LOL,TEXAS is awake...woulda been here earlier, but I had to get through today's WORDLE puzzle.  Now that is behind me (got it in 3)...

Here is a diagram of the structure of the capacitor.  Based on your experiments, I doubt the capacitor is shorting--more likely becoming an open circuit.

The metal "bubbles" are blobs of solder.  Over time, these can crystalize and become inoperative (cold solder joints) but for watches I expect this to be incredibly rare...but who knows.  As @watchweasolsays, it could be a broken trace (the copper tracks).  Sometimes this can be just a micro hairline crack.

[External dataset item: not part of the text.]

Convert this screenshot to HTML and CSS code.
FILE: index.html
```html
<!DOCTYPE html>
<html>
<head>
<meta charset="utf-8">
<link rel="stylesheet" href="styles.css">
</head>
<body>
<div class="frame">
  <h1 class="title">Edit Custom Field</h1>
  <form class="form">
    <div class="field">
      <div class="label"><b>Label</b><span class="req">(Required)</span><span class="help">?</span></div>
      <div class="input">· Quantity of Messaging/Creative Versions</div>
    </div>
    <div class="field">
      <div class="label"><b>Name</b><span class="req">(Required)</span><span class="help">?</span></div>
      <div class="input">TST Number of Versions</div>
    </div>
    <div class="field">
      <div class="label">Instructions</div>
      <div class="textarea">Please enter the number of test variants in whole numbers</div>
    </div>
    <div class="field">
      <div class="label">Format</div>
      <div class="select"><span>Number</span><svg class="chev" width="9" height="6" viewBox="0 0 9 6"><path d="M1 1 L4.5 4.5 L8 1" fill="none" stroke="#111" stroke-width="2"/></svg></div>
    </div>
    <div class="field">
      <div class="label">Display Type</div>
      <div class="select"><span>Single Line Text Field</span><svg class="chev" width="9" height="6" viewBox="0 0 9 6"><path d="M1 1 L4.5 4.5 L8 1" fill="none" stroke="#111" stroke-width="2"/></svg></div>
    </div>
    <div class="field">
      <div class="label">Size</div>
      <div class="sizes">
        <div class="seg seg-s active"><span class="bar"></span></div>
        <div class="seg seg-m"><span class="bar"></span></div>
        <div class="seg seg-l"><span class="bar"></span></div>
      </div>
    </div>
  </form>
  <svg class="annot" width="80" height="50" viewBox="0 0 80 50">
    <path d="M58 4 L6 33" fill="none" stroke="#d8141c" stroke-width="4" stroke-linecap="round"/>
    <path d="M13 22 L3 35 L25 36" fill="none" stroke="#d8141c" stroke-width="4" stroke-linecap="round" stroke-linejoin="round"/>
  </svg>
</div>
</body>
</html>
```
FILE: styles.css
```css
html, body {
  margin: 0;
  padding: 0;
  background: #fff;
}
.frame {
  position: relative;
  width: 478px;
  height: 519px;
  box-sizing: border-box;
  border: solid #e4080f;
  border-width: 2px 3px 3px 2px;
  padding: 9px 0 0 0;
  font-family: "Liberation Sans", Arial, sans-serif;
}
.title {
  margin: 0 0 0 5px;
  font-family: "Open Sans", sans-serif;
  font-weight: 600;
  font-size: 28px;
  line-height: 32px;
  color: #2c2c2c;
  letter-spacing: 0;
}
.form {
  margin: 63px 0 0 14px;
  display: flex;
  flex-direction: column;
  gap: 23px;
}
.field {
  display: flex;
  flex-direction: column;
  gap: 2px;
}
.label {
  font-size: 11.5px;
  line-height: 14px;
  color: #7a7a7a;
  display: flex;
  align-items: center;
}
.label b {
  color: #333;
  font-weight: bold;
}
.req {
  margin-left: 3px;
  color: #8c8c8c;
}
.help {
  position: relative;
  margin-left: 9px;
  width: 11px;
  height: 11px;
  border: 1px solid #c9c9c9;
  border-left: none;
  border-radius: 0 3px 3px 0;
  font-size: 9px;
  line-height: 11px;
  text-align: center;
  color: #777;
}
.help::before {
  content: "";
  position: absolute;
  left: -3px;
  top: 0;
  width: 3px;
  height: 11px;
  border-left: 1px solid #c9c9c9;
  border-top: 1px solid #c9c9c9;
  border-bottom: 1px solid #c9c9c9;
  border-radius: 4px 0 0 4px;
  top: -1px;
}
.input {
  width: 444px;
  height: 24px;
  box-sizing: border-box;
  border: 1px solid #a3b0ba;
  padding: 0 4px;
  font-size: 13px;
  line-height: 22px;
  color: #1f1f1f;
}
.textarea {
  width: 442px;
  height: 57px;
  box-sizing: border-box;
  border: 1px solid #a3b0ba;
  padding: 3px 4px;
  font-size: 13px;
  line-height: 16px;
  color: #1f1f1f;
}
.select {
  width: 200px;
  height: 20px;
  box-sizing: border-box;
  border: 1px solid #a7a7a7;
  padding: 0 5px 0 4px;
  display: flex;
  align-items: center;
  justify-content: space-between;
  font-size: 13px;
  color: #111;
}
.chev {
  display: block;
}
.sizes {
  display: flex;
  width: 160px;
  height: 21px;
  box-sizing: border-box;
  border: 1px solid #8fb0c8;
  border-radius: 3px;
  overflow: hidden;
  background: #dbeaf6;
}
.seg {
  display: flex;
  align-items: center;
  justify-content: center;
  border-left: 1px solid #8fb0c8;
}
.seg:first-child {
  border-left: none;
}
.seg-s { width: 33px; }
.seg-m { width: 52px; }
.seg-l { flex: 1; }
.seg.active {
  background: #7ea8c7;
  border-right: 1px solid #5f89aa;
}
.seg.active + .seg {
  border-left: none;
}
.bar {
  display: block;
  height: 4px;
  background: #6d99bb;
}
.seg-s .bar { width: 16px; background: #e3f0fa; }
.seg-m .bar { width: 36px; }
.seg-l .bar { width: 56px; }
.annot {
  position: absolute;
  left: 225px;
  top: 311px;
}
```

So, what do you do?  If it were sitting here in front of me at this red hot minute, I would put the fine top on my soldering iron and re-solder the two connections to the capacitor and see what happens--that is quick and non-destructive.

If the capacitor is all "wobbly" it is probably broken.  I surmised that it is probably open, but I could be wrong...maybe shorting.  Here is a typical circuit of an oscillator.  The variable cap could be C1 or C2.  Modern quartz watches do not use the variable caps, but often time on ebay, you see a pile of old quartz movements that go for nothing.  You could rob a cap from another movement.

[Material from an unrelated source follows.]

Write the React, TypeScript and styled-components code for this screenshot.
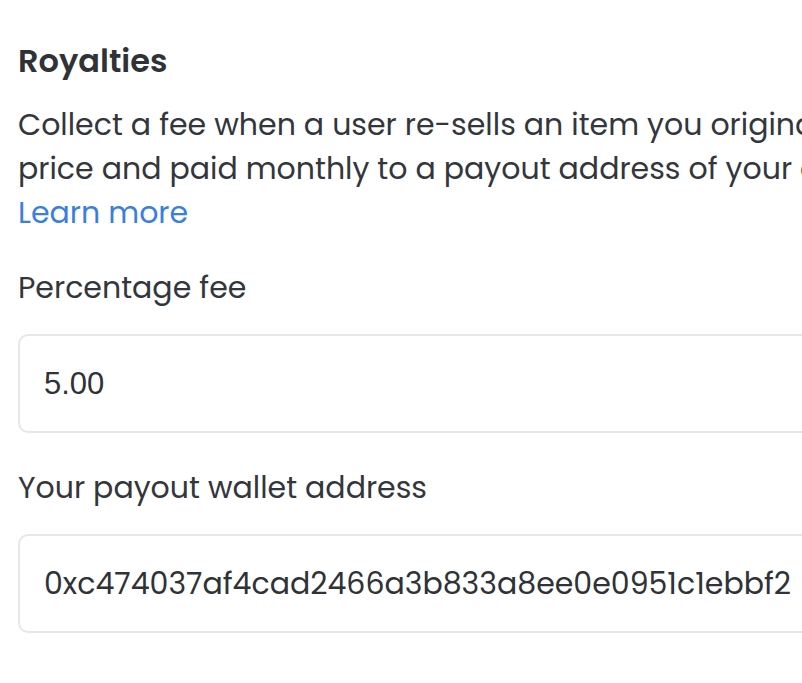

If indeed, the cap is shorting out, removing it might be all that is required to get the watch working.  Yeah, the oscillator can work if there is enough parasitic capacitance on the board.  An alternative is to  attach two 30 gauge (or smaller) insulated wires to each terminal and twist them together to get enough capacitance to do the job.  This technique is a hack, but was used often on radios back in the 60's.  It was called a "gimmic" and indeed that is what it was.

But...at the end of the day, if you do not have a soldering iron, nor the skills to use one, you are out of luck.  The only solution is a replacement movement--most likely found on ebay.  I see one for $110.

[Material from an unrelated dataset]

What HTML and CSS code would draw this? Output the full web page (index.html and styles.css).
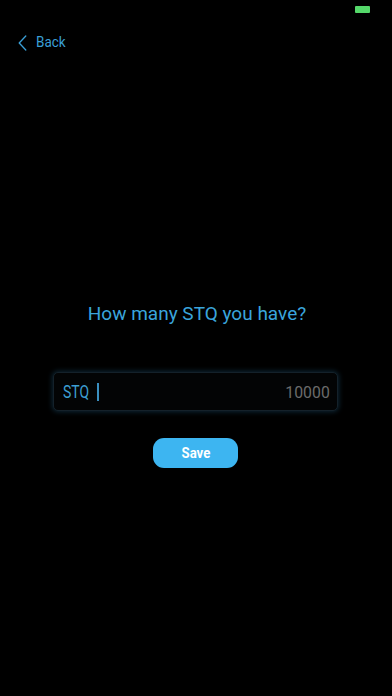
FILE: index.html
```html
<!DOCTYPE html>
<html lang="en">
<head>
<meta charset="utf-8">
<meta name="viewport" content="width=device-width, initial-scale=1">
<title>STQ</title>
<link rel="stylesheet" href="styles.css">
</head>
<body>
<div class="screen">
  <div class="status-bar">
    <span class="battery"></span>
  </div>
  <nav class="nav">
    <a class="back" href="#">
      <svg class="chevron" width="9" height="16" viewBox="0 0 9 16" aria-hidden="true">
        <path d="M7.8 1 L1.2 8 L7.8 15" fill="none" stroke="#3a9fd6" stroke-width="1.3" stroke-linecap="round" stroke-linejoin="round"/>
      </svg>
      <span class="back-label">Back</span>
    </a>
  </nav>
  <main class="content">
    <h1 class="question">How many STQ you have?</h1>
    <div class="field">
      <span class="field-label">STQ</span>
      <span class="caret"></span>
      <span class="field-value">10000</span>
    </div>
    <button class="save" type="button"><span class="save-label">Save</span></button>
  </main>
</div>
</body>
</html>
```

FILE: styles.css
```css
html, body {
  margin: 0;
  padding: 0;
  background: #000;
}

body {
  font-family: Roboto, "Noto Sans", "Liberation Sans", sans-serif;
  color: #3a9fd6;
}

.screen {
  width: 392px;
  height: 696px;
  background: #000;
  display: flex;
  flex-direction: column;
}

.status-bar {
  height: 20px;
  box-sizing: border-box;
  padding: 6px 22px 0 0;
  display: flex;
  justify-content: flex-end;
  align-items: flex-start;
}

.battery {
  display: block;
  width: 15px;
  height: 7px;
  background: #55d86a;
  border-radius: 1px;
}

.nav {
  margin-top: 12px;
  height: 20px;
  padding-left: 18px;
  display: flex;
  align-items: center;
}

.back {
  display: flex;
  align-items: center;
  text-decoration: none;
  color: #3a9fd6;
}

.chevron {
  display: block;
  margin-top: 1px;
}

.back-label {
  margin-left: 9px;
  font-size: 15.5px;
  line-height: 20px;
  display: inline-block;
  transform: scaleX(0.87);
  transform-origin: left center;
}

.content {
  margin-top: 250px;
  display: flex;
  flex-direction: column;
  align-items: center;
}

.question {
  margin: 0;
  font-size: 19px;
  line-height: 24px;
  font-weight: 400;
  color: #3aa5dc;
  text-align: center;
  padding-left: 2px;
}

.field {
  margin-top: 46px;
  width: 285px;
  height: 39px;
  box-sizing: border-box;
  margin-right: 1px;
  border: 1px solid #14212a;
  border-radius: 5px;
  background: #030405;
  box-shadow: 0 0 5px 1px rgba(40, 110, 150, 0.35);
  display: flex;
  align-items: center;
  padding: 0 7px 0 9px;
}

.field-label {
  font-size: 17.5px;
  line-height: 20px;
  color: #3d9fd3;
  display: inline-block;
  transform: scaleX(0.8);
  transform-origin: left center;
  width: 27px;
}

.caret {
  display: block;
  width: 1.5px;
  height: 18px;
  background: #3a8fc0;
  margin-left: 7px;
}

.field-value {
  margin-left: auto;
  font-size: 17px;
  line-height: 20px;
  color: #6b6b6b;
  display: inline-block;
  transform: scaleX(0.93);
  transform-origin: right center;
}

.save {
  margin-top: 27px;
  margin-right: 1px;
  width: 85px;
  height: 30px;
  border: none;
  border-radius: 11px;
  background: #3db5f1;
  color: #fff;
  font-family: Roboto, "Noto Sans", "Liberation Sans", sans-serif;
  font-weight: 700;
  font-size: 15.5px;
  padding: 0;
  cursor: pointer;
  display: flex;
  align-items: center;
  justify-content: center;
}

.save-label {
  display: inline-block;
  transform: scaleX(0.85);
}
```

If you lived down the street from me, you could come over and I would fix it for you.

 

variable cap.gif

2022-11-07 05_46_01-crystal controlled sch-10.gif (GIF Image, 168 × 171 pixels) — Mozilla Firefox.png

2022-11-07 05_57_32-ESA - 9362 - SWISS MADE - QUARTZ - Ø 26MM - NOS _ eBay and 9 more pages - Person.png

BTW, where are you?  I wish there were a forum rule that required members to at least state which hemisphere they reside. 

This topic sent me to ebay for a search and as a result, I am now $100 closer to being a millionaire.  Maybe I need to just remove the E keycap from this keyboard.

Edited by LittleWatchShop
hear here!!!!!!!!!!!!!!!!!!!!!!!!!!!!!!!!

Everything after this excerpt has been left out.